Several times a year up here in the Cleveland area, I read about communities without power for several days due to storms. My gas tank holds 14 gallons, enough to last me a week or two. A 100 mile range electric car will get me to work twice at most. Then what? Vacation?
The second is the displaced cost of charging up at work. Who is paying for that? Is the individual paying for that or is the consumer? It seems to me that as these vehicles become more common, individuals will have to pay at the pump just as anyone else and that cost will probably be higher.
With cycling, a battery may only be good for a few hundred cycles and cost >$10,000 to replace. Some batteries cost $17,000 and have to be replaced every 3–7 years. Furthermore, batteries suffer faster degradation in hot climates and suffer poor performance in cold climates, not to mention using precious battery power to heat the passenger compartment.
In addition, you need to include the charging time in this calculation. I can fill a car in just a few minutes and batteries take hours and hours. Rapid charging, for the impatient, kills batteries, shortening their lives.
Electric cars have been around since 1905 and they are no more efficient or practical than they were then and, oh, they got the exact same mileage then as now. That's really not progress. Electric cars have a very small useful market and are generally just too expensive and limiting for the vast majority of people.
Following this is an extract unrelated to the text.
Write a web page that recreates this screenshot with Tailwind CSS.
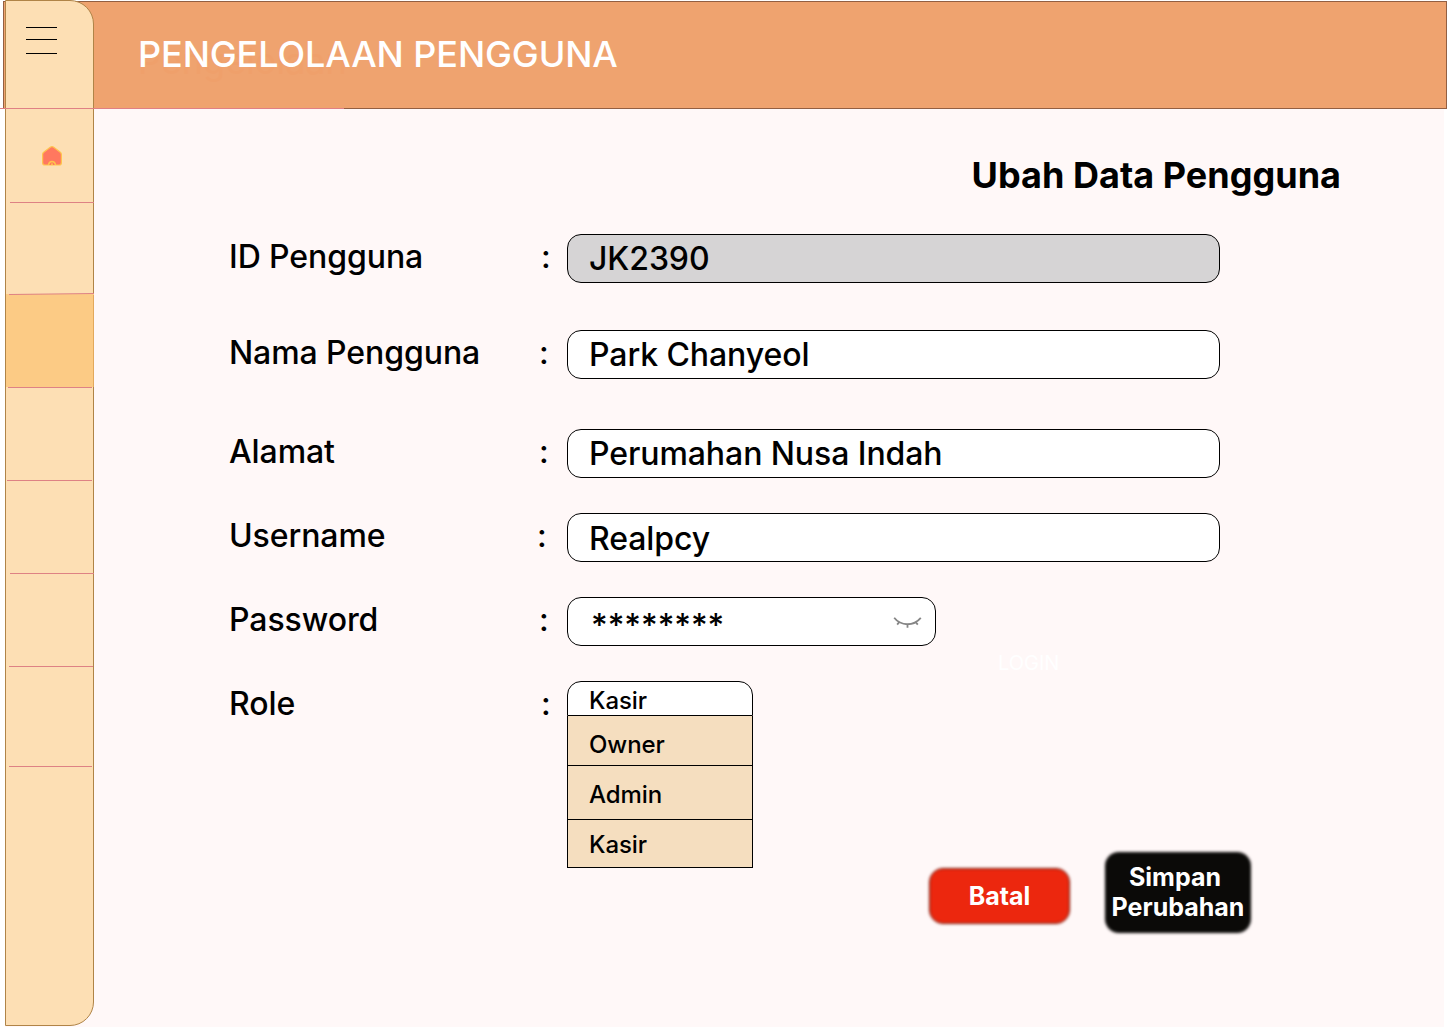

Lastly, batteries will never achieve the energy density of gasoline or diesel. This is a reality, not a prediction. Lithium batteries already use the lightest and smallest atoms in the universe that can form a battery.
ANd, as mentioned by others here, the resale value really stinks for these cars. Welcome to the world of disposable cars. One calculation indicated that you would have to own and drive an electric car for over 60 years to end up saving any money.